Abby placed a restraining arm in front of Gwynne, who wasn’t hanging back, to keep her well out of range. Where was Gramps? He shouldn’t let Grams do stuff like this, but then again, he never could stand up to her, so why start now? When Grams decided something needed to be done, she did whatever it took to get it done.
Grams pointed her chain saw in Gwynne’s direction. “Who are you? Do you live with my granddaughter?”
“We work together, Mrs. Vogel,” Gwynne said.
“Is that what they’re calling it these days?”
“I suspect you know exactly what we call it these days.” Gwynne flashed her a smile that would charm anyone’s socks off.
Grams eyed her suspiciously. “Oh, nonsense.”
Gwynne winked at her.
Grams beamed.
Oh, God. Gwynne was flirting with Grams.
“Grams, this is Gwynne Abernathy,” said Abby, belatedly making the introductions. “She works at the spa where I play.”
“How nice. Would you girls be interested in homemade gingerbread cookies? I was just about to pop some in the oven.”
“That sounds great,” Abby said as Gwynne simultaneously agreed, clearly onboard with anything that got Grams to relinquish the chain saw.
“I made gingerbread girls just for you, Abby,” Grams said as they followed her into the kitchen. The oven was already on, a tray of shaped raw cookie dough waiting. “I know you like them better than the gingerbread boys.”
Abby kissed her on the cheek. Grams gave her a tight squeeze and shooed her into the living room. Gwynne stuck close beside her as everyone settled into chairs around a coffee table that was usually buried under several inches of her grandfather’s newspapers but today was clear.

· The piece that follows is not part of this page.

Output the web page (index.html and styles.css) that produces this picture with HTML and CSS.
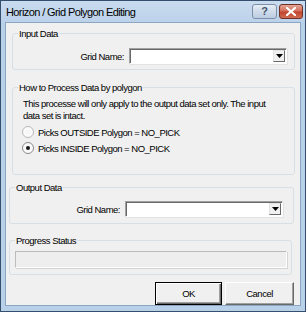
FILE: index.html
```html
<!DOCTYPE html>
<html lang="en">
<head>
    <meta charset="UTF-8">
    <title>Horizon / Grid Polygon Editing</title>
    <link rel="stylesheet" href="styles.css">
</head>
<body>
    <div class="window">
        <div class="titlebar">
            <span class="title">Horizon / Grid Polygon Editing</span>
            <div class="caption-buttons">
                <div class="cap cap-help">?</div>
                <div class="cap cap-close">
                    <svg width="10" height="9" viewBox="0 0 10 9">
                        <path d="M1 1 L9 8 M9 1 L1 8" stroke="#fff" stroke-width="2.2" stroke-linecap="square"/>
                    </svg>
                </div>
            </div>
        </div>

        <div class="client">
            <fieldset class="group group-input">
                <legend>Input Data</legend>
                <div class="field-row">
                    <span class="field-label">Grid Name:</span>
                    <div class="combo">
                        <span class="combo-text"></span>
                        <span class="combo-btn">
                            <svg width="7" height="4" viewBox="0 0 7 4"><path d="M0 0 H7 L3.5 4 Z" fill="#000"/></svg>
                        </span>
                    </div>
                </div>
            </fieldset>

            <fieldset class="group group-process">
                <legend>How to Process Data by polygon</legend>
                <p class="note">This processe will only apply to the output data set only. The input data set is intact.</p>
                <div class="radio-row">
                    <span class="radio radio-off"></span>
                    <span>Picks OUTSIDE Polygon = NO_PICK</span>
                </div>
                <div class="radio-row">
                    <span class="radio radio-on"></span>
                    <span>Picks INSIDE Polygon = NO_PICK</span>
                </div>
            </fieldset>

            <fieldset class="group group-output">
                <legend>Output Data</legend>
                <div class="field-row">
                    <span class="field-label">Grid Name:</span>
                    <div class="combo">
                        <span class="combo-text"></span>
                        <span class="combo-btn">
                            <svg width="7" height="4" viewBox="0 0 7 4"><path d="M0 0 H7 L3.5 4 Z" fill="#000"/></svg>
                        </span>
                    </div>
                </div>
            </fieldset>

            <fieldset class="group group-progress">
                <legend>Progress Status</legend>
                <div class="progress"></div>
            </fieldset>

            <div class="button-row">
                <div class="btn btn-default">OK</div>
                <div class="btn">Cancel</div>
            </div>
        </div>
    </div>
</body>
</html>
```

FILE: styles.css
```css
* {
    margin: 0;
    padding: 0;
    box-sizing: border-box;
}

/* MS Sans Serif is much narrower than Arial, so tighten Liberation Sans */
body {
    font-family: 'Liberation Sans', Arial, sans-serif;
    font-size: 9.5px;
    letter-spacing: -0.5px;
    color: #000;
    background: #fff;
}

.window {
    width: 306px;
    height: 312px;
    display: flex;
    flex-direction: column;
    border: 1px solid #34506e;
    background: #b9d0e9;
    padding: 0 4px 5px 4px;
}

/* Title bar */
.titlebar {
    height: 21px;
    display: flex;
    align-items: center;
    justify-content: space-between;
    background: linear-gradient(180deg, #c9dbef 0%, #bcd2ea 100%);
    margin: 0 -4px;
    padding: 0 2px 0 5px;
}

.title {
    font-size: 11px;
    letter-spacing: -0.6px;
    color: #000;
    padding-top: 1px;
}

.caption-buttons {
    display: flex;
    gap: 2px;
    align-self: flex-start;
    margin-top: 3px;
}

.cap {
    height: 15px;
    border-radius: 3px;
    display: flex;
    align-items: center;
    justify-content: center;
}

.cap-help {
    width: 25px;
    border: 1px solid #7d8fa6;
    background: linear-gradient(180deg, #e6edf6 0%, #cfdbea 50%, #bccde2 100%);
    color: #44536a;
    font-size: 11px;
    letter-spacing: 0;
    font-weight: bold;
    line-height: 13px;
}

.cap-close {
    width: 24px;
    border: 1px solid #6f3026;
    background: linear-gradient(180deg, #e5a595 0%, #d2705c 45%, #c2432d 55%, #d06d55 100%);
}

/* Client area */
.client {
    flex: 1;
    display: flex;
    flex-direction: column;
    background: #f0f0f0;
    border: 1px solid #8ba6c3;
}

.group {
    border: 1px solid #d5dfe5;
    border-radius: 3px;
    padding: 0 5px;
    min-width: 0;
}

.group legend {
    padding: 0 1px;
    line-height: 13px;
    color: #000;
}

.group-input {
    margin: 4px 0 0 6px;
    width: 283px;
    padding-top: 8px;
    padding-bottom: 5px;
}

.group-process {
    margin: 11px 0 0 6px;
    width: 283px;
    padding-top: 4px;
    padding-bottom: 18px;
}

.group-output {
    margin: 6px 0 0 3px;
    width: 285px;
    padding-top: 7px;
    padding-bottom: 6px;
}

.group-progress {
    margin: 10px 0 0 3px;
    width: 283px;
    padding-top: 4px;
    padding-bottom: 6px;
}

.field-row {
    display: flex;
    align-items: center;
    justify-content: flex-end;
    gap: 5px;
    height: 16px;
}

.group-input .field-row {
    padding-right: 2px;
}

.group-output .field-row {
    padding-right: 5px;
}

.combo {
    width: 158px;
    height: 16px;
    display: flex;
    justify-content: space-between;
    background: #fff;
    border-top: 1px solid #a0a0a0;
    border-left: 1px solid #a0a0a0;
    border-right: 1px solid #fff;
    border-bottom: 1px solid #fff;
    box-shadow: inset 1px 1px 0 #696969, 1px 1px 0 #e3e3e3;
}

.combo-btn {
    width: 12px;
    height: 12px;
    margin: 1px 1px 0 0;
    display: flex;
    align-items: center;
    justify-content: center;
    background: #f0f0f0;
    border-top: 1px solid #e3e3e3;
    border-left: 1px solid #e3e3e3;
    border-right: 1px solid #696969;
    border-bottom: 1px solid #696969;
}

.note {
    line-height: 12px;
    padding-left: 5px;
    padding-right: 8px;
}

.radio-row {
    display: flex;
    align-items: center;
    gap: 4px;
    height: 16px;
    padding-left: 4px;
}

.group-process .note + .radio-row {
    margin-top: 2px;
}

.radio {
    width: 12px;
    height: 12px;
    border-radius: 50%;
    border: 1px solid #b8b8b8;
    background: radial-gradient(circle, #f4f4f4 0%, #fff 100%);
    display: flex;
    align-items: center;
    justify-content: center;
}

.radio-on {
    border-color: #8a8a8a;
}

.radio-on::after {
    content: "";
    width: 4px;
    height: 4px;
    border-radius: 50%;
    background: #1a1a1a;
}

.progress {
    width: 272px;
    height: 17px;
    background: #eeeeee;
    border: 1px solid #bcbcbc;
    border-right-color: #fff;
    border-bottom-color: #fff;
    box-shadow: 1px 1px 0 #d4d4d4;
}

/* Buttons */
.button-row {
    display: flex;
    gap: 3px;
    margin: 7px 0 0 149px;
}

.btn {
    height: 23px;
    width: 69px;
    display: flex;
    align-items: center;
    justify-content: center;
    background: #f0f0f0;
    border-top: 1px solid #fff;
    border-left: 1px solid #fff;
    border-right: 1px solid #696969;
    border-bottom: 1px solid #696969;
    box-shadow: inset -1px -1px 0 #a0a0a0;
}

.btn-default {
    width: 67px;
    border: 1px solid #000;
    box-shadow: inset 1px 1px 0 #fff, inset -1px -1px 0 #696969, inset -2px -2px 0 #a0a0a0;
}
```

“Are you a musician too?” Grams asked Gwynne.
“I’m the spa manager,” Gwynne said.
“She supervises the staff,” Abby explained. “She used to be a massage therapist.”
Grams nodded approvingly. “How wonderful to be able to help people in pain.”

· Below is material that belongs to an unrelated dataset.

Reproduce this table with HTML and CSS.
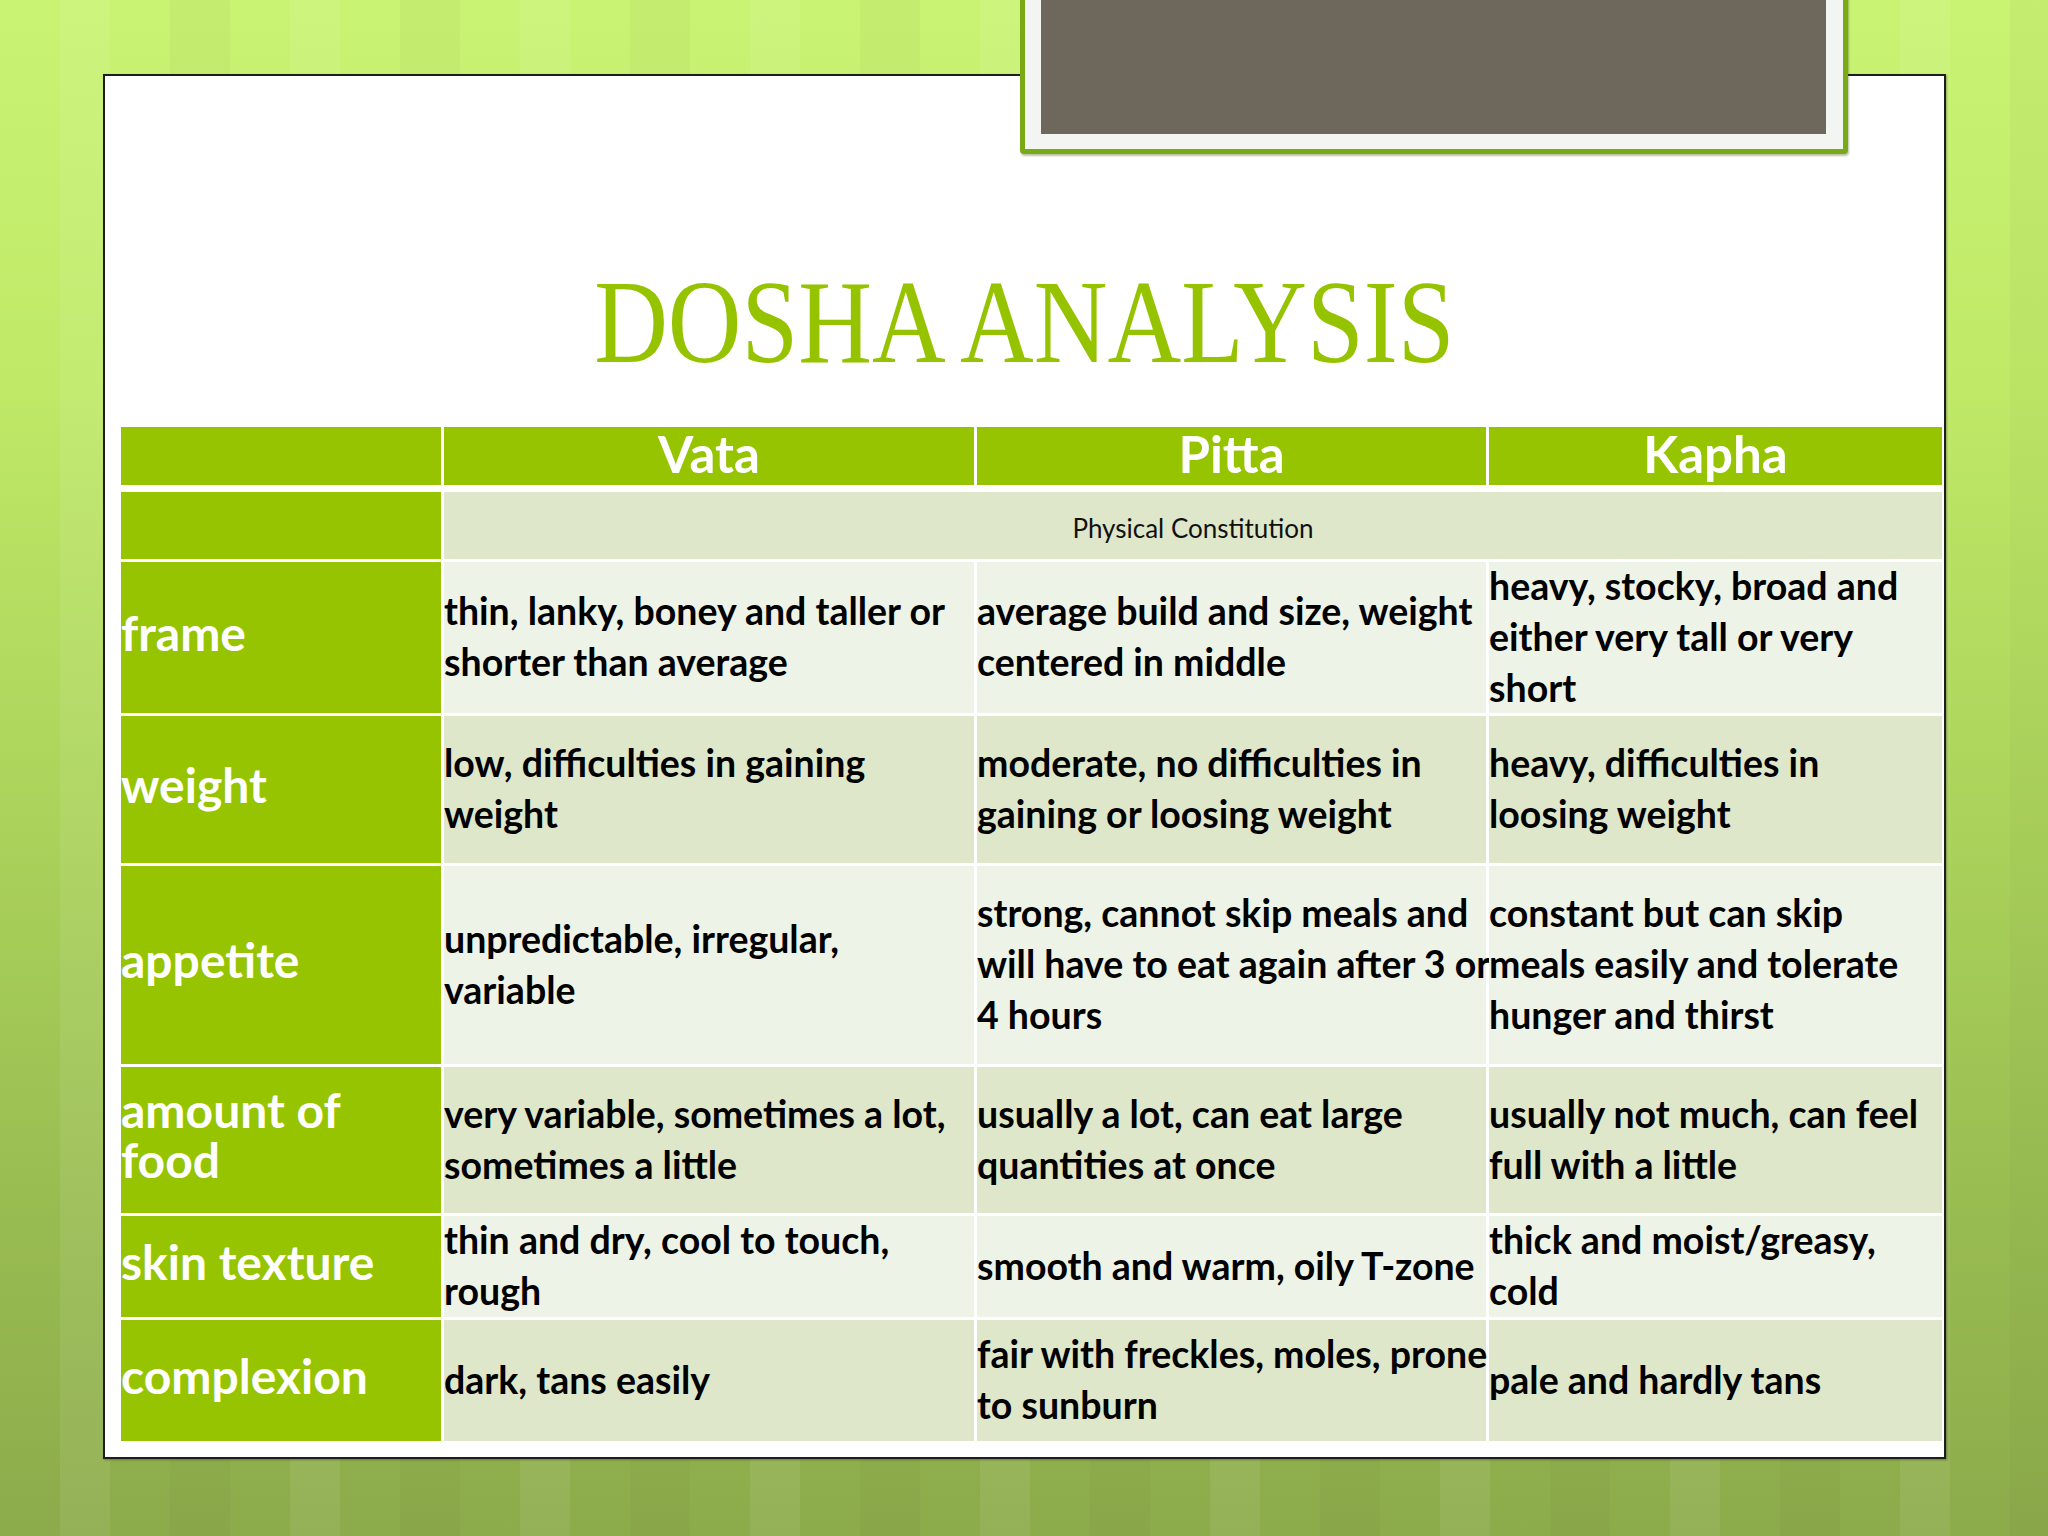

A mask fell over Gwynne’s face, but she smiled politely. “I try.”
“When Abby was a child she was always curious about others’ injuries. I’d have a scratch on my arm and she would want to pu
t a bandage on it. Once, she stopped a stranger on crutches in the street, went right up to him and asked him how he got hurt. He told her he fell, and she looked up at him, absolutely puzzled. ‘You fell?’ she asked him in that tiny voice, and you could see plain as day that she didn’t understand. So she deliberately tripped herself. Over and over. I had to take her hand and tell her to stop because I was afraid she was going to hurt herself. She knew something was wrong and she was simply determined to figure out what happened to that poor man.”
“You never told me that,” Abby said. It seemed like it was always the embarrassing stories that were deemed worthy of being repeated, not the nice ones.
“Your grandfather and I were convinced you were going to become a nurse. You had such empathy at such a young age.”
“Where is Gramps?” Abby asked.
“He’s puttering in the basement like he always is. He removes his hearing aid so he has an excuse to ignore me when I call down the stairs, but the smell of cookies in the oven will lure him up here eventually. Cookies and anything in a skirt—that’s all he notices.”
Abby glanced at Gwynne, but she appeared to be listening with amused interest, not thrown by Grams at all. Maybe she had lots of experience meeting girlfriends’ parents.
What a depressing thought.
When the cookies were baked and they’d all eaten a few and Gramps had made a brief appearance before retreating to the basement, the three of them trooped upstairs to the trapdoor to the attic. Abby pulled down the squeaky wooden ladder and unfolded it, then tested her weight on the rungs as Gwynne and her grandmother looked on, both of them ready to grab her by the waist and steady her.
“No one’s been up there in years,” said Grams. “I sure hope you don’t see any rodents.”
“Me too.” Wasn’t that the truth. Not that she’d scream or anything—rats and cockroaches had never bothered her—she’d just rather not have anything interfere with her search, especially not a critter known to chew paper. She crawled through the opening and made her way to the middle of the attic where the sloped roof was high enough for her to stand. Her hands were covered in dust.